Blütenparadies vernichtet
Wo der Kahlschlag am Straßenrand und die Intensivierung der Produktion auf Wiesen, Weiden und Äckern ihren Tribut fordern, da haben Wildbienen, Hummeln und Schmetterlinge keine Chance. Wir brauchen in Irland und Deutschland, in ganz Europa und der Welt mehr Aktivitäten zum Schutz unserer Insekten. Über die dringend notwendigen Diskussionen über den Klimaschutz dürfen wir den Naturschutz nicht vergessen.

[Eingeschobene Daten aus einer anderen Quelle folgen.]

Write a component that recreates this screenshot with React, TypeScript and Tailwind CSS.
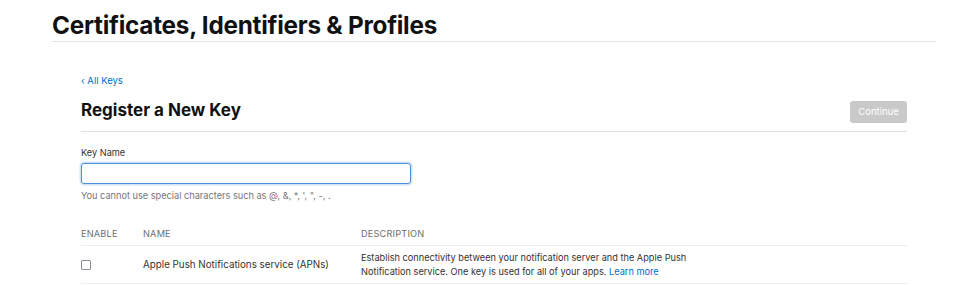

Es ist bedrückend, wenn selbst auf der ‚grünen Insel‘ die Natur immer mehr zu kurz kommt. Schnell kann ein Punkt erreicht werden, wo die Natur nur noch in der Tourismuswerbung eine Rolle spielt. Nicht nur Naturschützer, Insekten- und Vogelfreunde, sondern auch die Tourismusmanager müssten sich zu Wort melden, wenn die Blütenpracht an Straßenrändern den Mähgeräten zur Unzeit zum Opfer fällt. Touristen bewundern die Blütenpracht an Straßen- und Wegrändern, doch Hummeln, Wildbienen und Schmetterlinge können ohne dieses Blütenparadies nicht leben.